4. Is the management climate/tone at the top one of honesty and integrity?
- Are employees surveyed to determine the extent to which they believe management acts with honesty and integrity?
- Are performance goals realistic?
- Have fraud prevention goals been incorporated into the performance measures against which managers are evaluated and which are used to determine performance-related compensation?
- Has the organization established, implemented and tested a process for oversight of fraud risks by the board of directors or others charged with governance (e.g., the audit committee)?
5. Are fraud risk assessments performed to proactively identify and mitigate the company’s vulnerabilities to internal and external fraud?
6. Are strong anti-fraud controls in place and operating effectively, including the following?

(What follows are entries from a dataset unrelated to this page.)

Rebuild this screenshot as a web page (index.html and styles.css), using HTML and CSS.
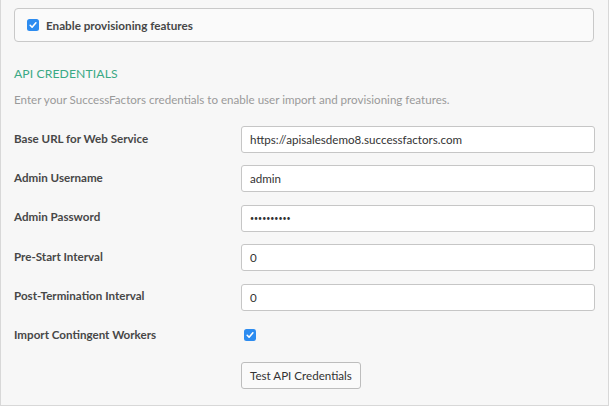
FILE: index.html
```html
<!DOCTYPE html>
<html>
<head>
<meta charset="utf-8">
<link rel="stylesheet" href="styles.css">
</head>
<body>
<div class="panel">
  <div class="toggle-box">
    <span class="check"><svg viewBox="0 0 12 12" width="12" height="12"><rect x="0" y="0" width="12" height="12" rx="2.5" fill="#2d8cf0"/><path d="M3.2 6.3 L5.1 8.2 L8.9 3.8" fill="none" stroke="#fff" stroke-width="1.6" stroke-linecap="round" stroke-linejoin="round"/></svg></span>
    <span class="toggle-label">Enable provisioning features</span>
  </div>
  <h2 class="section-title">API CREDENTIALS</h2>
  <p class="desc">Enter your SuccessFactors credentials to enable user import and provisioning features.</p>
  <div class="form">
    <div class="label">Base URL for Web Service</div>
    <div class="input">https://apisalesdemo8.successfactors.com</div>
    <div class="label">Admin Username</div>
    <div class="input">admin</div>
    <div class="label">Admin Password</div>
    <div class="input pw">••••••••••</div>
    <div class="label">Pre-Start Interval</div>
    <div class="input">0</div>
    <div class="label">Post-Termination Interval</div>
    <div class="input">0</div>
    <div class="label">Import Contingent Workers</div>
    <div class="cb-cell"><span class="check"><svg viewBox="0 0 12 12" width="12" height="12"><rect x="0" y="0" width="12" height="12" rx="2.5" fill="#2d8cf0"/><path d="M3.2 6.3 L5.1 8.2 L8.9 3.8" fill="none" stroke="#fff" stroke-width="1.6" stroke-linecap="round" stroke-linejoin="round"/></svg></span></div>
    <div class="label"></div>
    <div class="btn-cell"><span class="btn">Test API Credentials</span></div>
  </div>
</div>
</body>
</html>
```
FILE: styles.css
```css
html, body {
  margin: 0;
  padding: 0;
  background: #fff;
}
body {
  font-family: "Lato", "Open Sans", sans-serif;
  color: #444;
}
.panel {
  box-sizing: border-box;
  width: 609px;
  height: 406px;
  background: #f7f7f7;
  border-left: 1px solid #d8d8d8;
  border-right: 1px solid #d8d8d8;
  border-bottom: 1px solid #d8d8d8;
  padding: 8px 0 0 13px;
}
.toggle-box {
  width: 580px;
  height: 34px;
  box-sizing: border-box;
  border: 1px solid #c9c9c9;
  border-radius: 4px;
  background: #fafafa;
  display: flex;
  align-items: center;
  padding-left: 12px;
}
.check {
  display: inline-flex;
  width: 12px;
  height: 12px;
}
.toggle-label {
  margin-left: 7px;
  font-weight: bold;
  font-size: 11.7px;
  color: #474747;
}
.section-title {
  margin: 24px 0 0 0;
  font-size: 12.2px;
  font-weight: normal;
  color: #3aa985;
  line-height: 16px;
  letter-spacing: 0.1px;
}
.desc {
  margin: 10px 0 0 0;
  font-size: 11.6px;
  color: #9a9a9a;
  line-height: 16px;
}
.form {
  margin-top: 18px;
  display: grid;
  grid-template-columns: 227px 354px;
  grid-auto-rows: 27px;
  row-gap: 12.4px;
  align-items: center;
}
.label {
  font-weight: bold;
  font-size: 11.6px;
  color: #474747;
  margin-top: -3px;
}
.input {
  height: 27px;
  box-sizing: border-box;
  border: 1px solid #c6c6c6;
  border-radius: 3px;
  background: #fff;
  font-size: 11.6px;
  color: #333;
  display: flex;
  align-items: center;
  padding-left: 8px;
}
.input.pw {
  font-size: 7px;
  letter-spacing: 0;
}
.cb-cell {
  padding-left: 3px;
  display: flex;
  align-items: center;
  margin-top: -3px;
}
.btn-cell {
  display: flex;
}
.btn {
  display: inline-flex;
  align-items: center;
  height: 27px;
  box-sizing: border-box;
  padding: 0 8px;
  border: 1px solid #bdbdbd;
  border-radius: 3px;
  background: #fafafa;
  font-size: 11.6px;
  color: #333;
}
```
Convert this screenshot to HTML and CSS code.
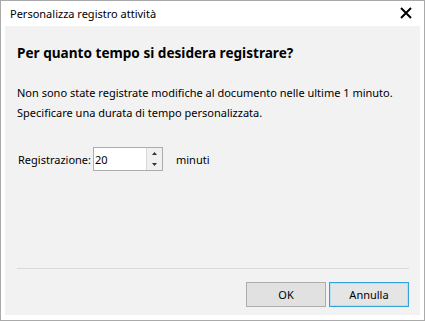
FILE: index.html
```html
<!DOCTYPE html>
<html lang="it">
<head>
    <meta charset="UTF-8">
    <title>Personalizza registro attività</title>
    <link rel="stylesheet" href="styles.css">
</head>
<body>
    <div class="window">
        <div class="title-bar">
            <span class="title">Personalizza registro attività</span>
            <span class="close">
                <svg width="12" height="12" viewBox="0 0 12 12">
                    <path d="M1 1 L11 11 M11 1 L1 11" stroke="#000" stroke-width="2" fill="none"/>
                </svg>
            </span>
        </div>
        <div class="content">
            <div class="main">
                <h1 class="heading">Per quanto tempo si desidera registrare?</h1>
                <p class="message">Non sono state registrate modifiche al documento nelle ultime 1 minuto.<br>Specificare una durata di tempo personalizzata.</p>
                <div class="field-row">
                    <label class="field-label" for="duration">Registrazione:</label>
                    <div class="spin-box">
                        <input id="duration" class="spin-input" type="text" value="20">
                        <div class="spin-buttons">
                            <span class="spin-btn">
                                <svg width="5" height="3" viewBox="0 0 5 3"><path d="M2.5 0 L5 3 L0 3 Z" fill="#333"/></svg>
                            </span>
                            <span class="spin-btn">
                                <svg width="5" height="3" viewBox="0 0 5 3"><path d="M0 0 L5 0 L2.5 3 Z" fill="#333"/></svg>
                            </span>
                        </div>
                    </div>
                    <span class="unit">minuti</span>
                </div>
            </div>
            <div class="footer">
                <button class="btn">OK</button>
                <button class="btn default">Annulla</button>
            </div>
        </div>
    </div>
</body>
</html>
```

FILE: styles.css
```css
body {
    margin: 0;
    background: #fff;
    font-family: "Noto Sans", "Open Sans", sans-serif;
    font-size: 11px;
    color: #000;
}

.window {
    width: 425px;
    height: 321px;
    box-sizing: border-box;
    border: 1px solid #aaaaaa;
    background: #fff;
    display: flex;
    flex-direction: column;
}

.title-bar {
    height: 25px;
    display: flex;
    align-items: center;
    justify-content: space-between;
    padding: 0 12px 0 9px;
}

.title {
    font-size: 11px;
    color: #000;
}

.close {
    display: flex;
    margin-top: -1px;
}

.content {
    flex: 1;
    margin: 0 4px 5px 4px;
    background: #f2f2f2;
    display: flex;
    flex-direction: column;
}

.main {
    flex: 1;
    padding: 17px 12px 0 12px;
}

.heading {
    margin: 0;
    font-size: 13.6px;
    font-weight: bold;
    line-height: 20px;
}

.message {
    margin: 20px 0 0 0;
    line-height: 20px;
    white-space: nowrap;
}

.field-row {
    display: flex;
    align-items: center;
    margin-top: 24px;
}

.field-label {
    margin-left: 1px;
    margin-right: 2px;
}

.spin-box {
    display: flex;
    flex-shrink: 0;
    width: 70px;
    height: 24px;
    box-sizing: border-box;
    border: 1px solid #acacac;
    background: #fff;
}

.spin-input {
    width: 51px;
    min-width: 0;
    border: none;
    outline: none;
    padding: 0 0 0 1px;
    font-family: inherit;
    font-size: 11px;
    background: transparent;
}

.spin-buttons {
    flex: 1;
    display: flex;
    flex-direction: column;
    border-left: 1px solid #d9d9d9;
    background: #f0f0f0;
}

.spin-btn {
    flex: 1;
    display: flex;
    align-items: center;
    justify-content: center;
}

.unit {
    margin-left: 13px;
}

.footer {
    border-top: 1px solid #dadada;
    margin: 0 11px 0 12px;
    padding: 13px 0 8px 0;
    display: flex;
    justify-content: flex-end;
    gap: 3px;
}

.btn {
    width: 80px;
    height: 25px;
    box-sizing: border-box;
    border: 1px solid #adadad;
    background: #e1e1e1;
    font-family: inherit;
    font-size: 11px;
    color: #000;
    padding: 0;
}

.btn.default {
    border: 1px solid #34a3dc;
    box-shadow: inset 0 0 0 1px #b6dff4;
    background: #e5e5e5;
}
```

- Proper separation of duties
- Use of authorizations
- Physical safeguards
- Job rotations
- Mandatory vacations
7. Does the internal audit department, if one exists, have adequate resources and authority to operate effectively and without undue influence from senior management?
8. Does the hiring policy include the following (where permitted by law)?
- Past employment verification
- Criminal and civil background checks
- Credit checks
- Drug screening
- Education verification
- References check
9. Are employee support programs in place to assist employees struggling with addictions, mental/emotional health, family or financial problems?
10. Is an open-door policy in place that allows employees to speak freely about pressures, providing management the opportunity to alleviate such pressures before they become acute?
11. Are anonymous surveys conducted to assess employee morale?